REQUIREMENTS
Copy all the data exactly, except the pictures.

[Start of DATA BLOCK]

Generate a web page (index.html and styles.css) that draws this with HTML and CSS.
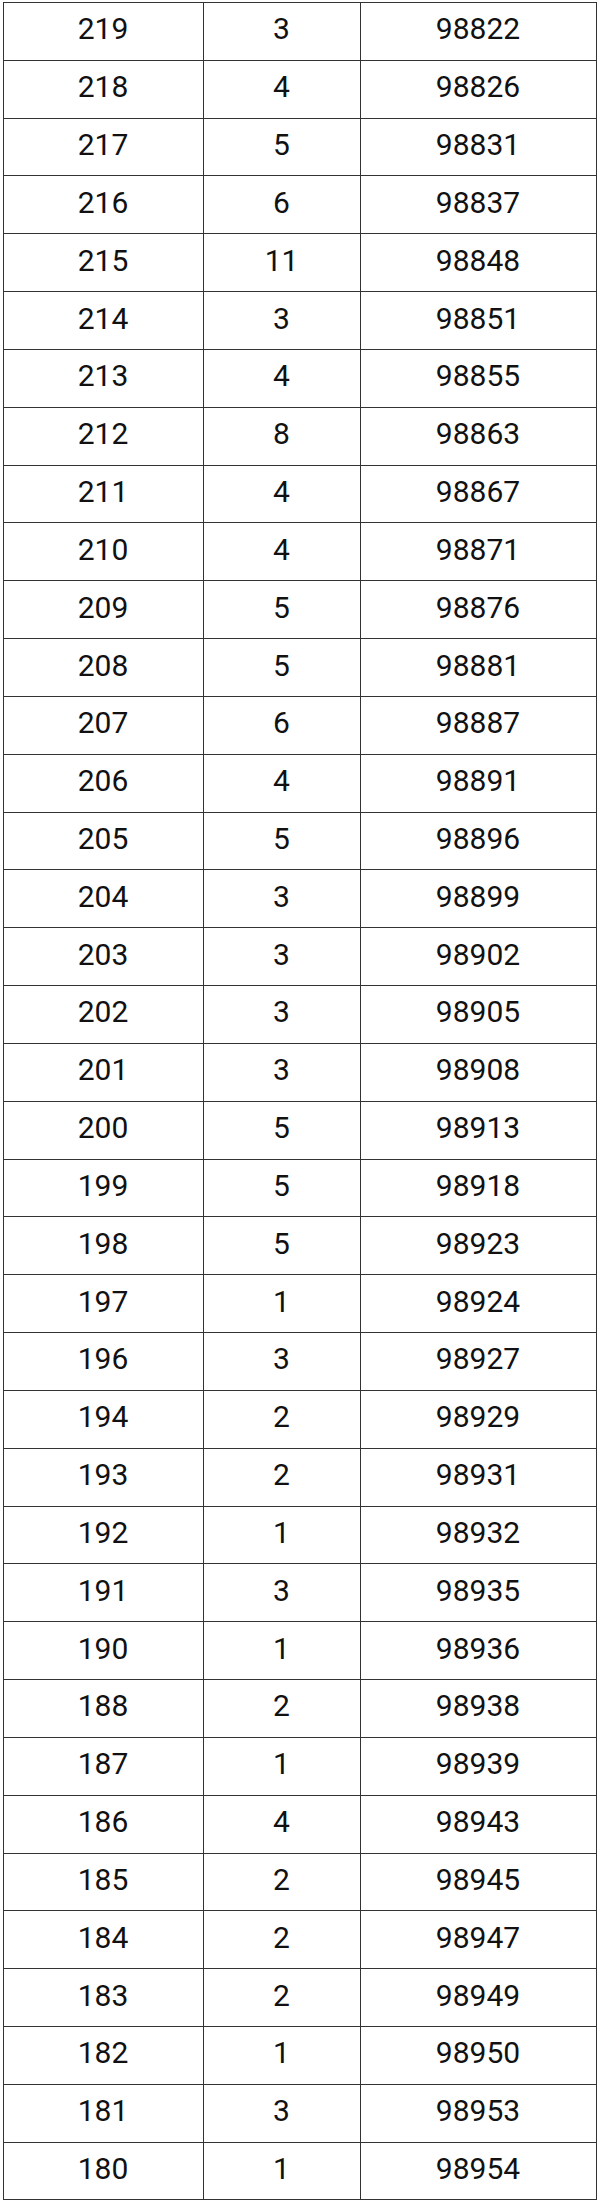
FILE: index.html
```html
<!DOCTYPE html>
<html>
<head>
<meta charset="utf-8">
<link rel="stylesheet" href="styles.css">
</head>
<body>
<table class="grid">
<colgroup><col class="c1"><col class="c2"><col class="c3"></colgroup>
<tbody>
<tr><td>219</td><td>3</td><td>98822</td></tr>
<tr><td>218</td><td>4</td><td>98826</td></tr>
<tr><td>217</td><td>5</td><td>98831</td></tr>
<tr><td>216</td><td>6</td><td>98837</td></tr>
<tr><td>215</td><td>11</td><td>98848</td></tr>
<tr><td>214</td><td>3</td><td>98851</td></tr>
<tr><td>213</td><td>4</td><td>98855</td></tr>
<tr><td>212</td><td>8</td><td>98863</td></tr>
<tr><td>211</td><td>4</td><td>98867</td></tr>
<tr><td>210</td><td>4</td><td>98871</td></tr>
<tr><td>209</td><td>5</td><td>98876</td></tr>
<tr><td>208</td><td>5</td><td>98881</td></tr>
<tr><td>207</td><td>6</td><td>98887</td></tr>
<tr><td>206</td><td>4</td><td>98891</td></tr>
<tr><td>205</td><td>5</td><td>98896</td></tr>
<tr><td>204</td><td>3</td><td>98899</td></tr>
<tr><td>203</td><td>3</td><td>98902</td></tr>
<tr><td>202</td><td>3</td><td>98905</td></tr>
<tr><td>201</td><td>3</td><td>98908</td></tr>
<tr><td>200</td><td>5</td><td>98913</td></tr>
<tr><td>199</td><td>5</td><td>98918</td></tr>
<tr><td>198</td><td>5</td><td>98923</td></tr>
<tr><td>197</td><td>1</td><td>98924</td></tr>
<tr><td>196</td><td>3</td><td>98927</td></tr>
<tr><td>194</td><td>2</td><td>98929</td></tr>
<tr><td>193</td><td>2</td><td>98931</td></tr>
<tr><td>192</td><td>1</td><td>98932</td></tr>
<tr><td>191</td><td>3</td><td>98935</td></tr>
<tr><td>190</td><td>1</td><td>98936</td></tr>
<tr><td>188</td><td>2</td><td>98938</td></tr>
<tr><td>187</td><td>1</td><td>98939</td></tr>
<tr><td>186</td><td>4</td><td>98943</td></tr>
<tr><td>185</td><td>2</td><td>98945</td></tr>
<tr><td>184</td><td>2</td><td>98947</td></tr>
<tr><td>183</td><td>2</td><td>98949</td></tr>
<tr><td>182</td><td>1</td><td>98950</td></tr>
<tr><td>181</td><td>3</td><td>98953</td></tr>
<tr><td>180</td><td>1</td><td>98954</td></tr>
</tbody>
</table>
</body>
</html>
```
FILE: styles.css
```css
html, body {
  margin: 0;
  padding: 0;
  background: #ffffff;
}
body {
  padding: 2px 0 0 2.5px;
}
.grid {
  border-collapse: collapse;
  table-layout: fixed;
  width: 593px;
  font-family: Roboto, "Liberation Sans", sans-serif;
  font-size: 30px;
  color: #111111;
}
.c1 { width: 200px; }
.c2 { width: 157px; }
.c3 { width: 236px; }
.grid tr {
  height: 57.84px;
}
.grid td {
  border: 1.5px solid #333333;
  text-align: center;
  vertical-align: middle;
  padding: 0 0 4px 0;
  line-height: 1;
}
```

[End of DATA BLOCK]

OUTPUT OF THE TASK
Generate a web page (index.html and styles.css) that draws this with HTML and CSS.
FILE: index.html
```html
<!DOCTYPE html>
<html>
<head>
<meta charset="utf-8">
<link rel="stylesheet" href="styles.css">
</head>
<body>
<table class="grid">
<colgroup><col class="c1"><col class="c2"><col class="c3"></colgroup>
<tbody>
<tr><td>219</td><td>3</td><td>98822</td></tr>
<tr><td>218</td><td>4</td><td>98826</td></tr>
<tr><td>217</td><td>5</td><td>98831</td></tr>
<tr><td>216</td><td>6</td><td>98837</td></tr>
<tr><td>215</td><td>11</td><td>98848</td></tr>
<tr><td>214</td><td>3</td><td>98851</td></tr>
<tr><td>213</td><td>4</td><td>98855</td></tr>
<tr><td>212</td><td>8</td><td>98863</td></tr>
<tr><td>211</td><td>4</td><td>98867</td></tr>
<tr><td>210</td><td>4</td><td>98871</td></tr>
<tr><td>209</td><td>5</td><td>98876</td></tr>
<tr><td>208</td><td>5</td><td>98881</td></tr>
<tr><td>207</td><td>6</td><td>98887</td></tr>
<tr><td>206</td><td>4</td><td>98891</td></tr>
<tr><td>205</td><td>5</td><td>98896</td></tr>
<tr><td>204</td><td>3</td><td>98899</td></tr>
<tr><td>203</td><td>3</td><td>98902</td></tr>
<tr><td>202</td><td>3</td><td>98905</td></tr>
<tr><td>201</td><td>3</td><td>98908</td></tr>
<tr><td>200</td><td>5</td><td>98913</td></tr>
<tr><td>199</td><td>5</td><td>98918</td></tr>
<tr><td>198</td><td>5</td><td>98923</td></tr>
<tr><td>197</td><td>1</td><td>98924</td></tr>
<tr><td>196</td><td>3</td><td>98927</td></tr>
<tr><td>194</td><td>2</td><td>98929</td></tr>
<tr><td>193</td><td>2</td><td>98931</td></tr>
<tr><td>192</td><td>1</td><td>98932</td></tr>
<tr><td>191</td><td>3</td><td>98935</td></tr>
<tr><td>190</td><td>1</td><td>98936</td></tr>
<tr><td>188</td><td>2</td><td>98938</td></tr>
<tr><td>187</td><td>1</td><td>98939</td></tr>
<tr><td>186</td><td>4</td><td>98943</td></tr>
<tr><td>185</td><td>2</td><td>98945</td></tr>
<tr><td>184</td><td>2</td><td>98947</td></tr>
<tr><td>183</td><td>2</td><td>98949</td></tr>
<tr><td>182</td><td>1</td><td>98950</td></tr>
<tr><td>181</td><td>3</td><td>98953</td></tr>
<tr><td>180</td><td>1</td><td>98954</td></tr>
</tbody>
</table>
</body>
</html>
```
FILE: styles.css
```css
html, body {
  margin: 0;
  padding: 0;
  background: #ffffff;
}
body {
  padding: 2px 0 0 2.5px;
}
.grid {
  border-collapse: collapse;
  table-layout: fixed;
  width: 593px;
  font-family: Roboto, "Liberation Sans", sans-serif;
  font-size: 30px;
  color: #111111;
}
.c1 { width: 200px; }
.c2 { width: 157px; }
.c3 { width: 236px; }
.grid tr {
  height: 57.84px;
}
.grid td {
  border: 1.5px solid #333333;
  text-align: center;
  vertical-align: middle;
  padding: 0 0 4px 0;
  line-height: 1;
}
```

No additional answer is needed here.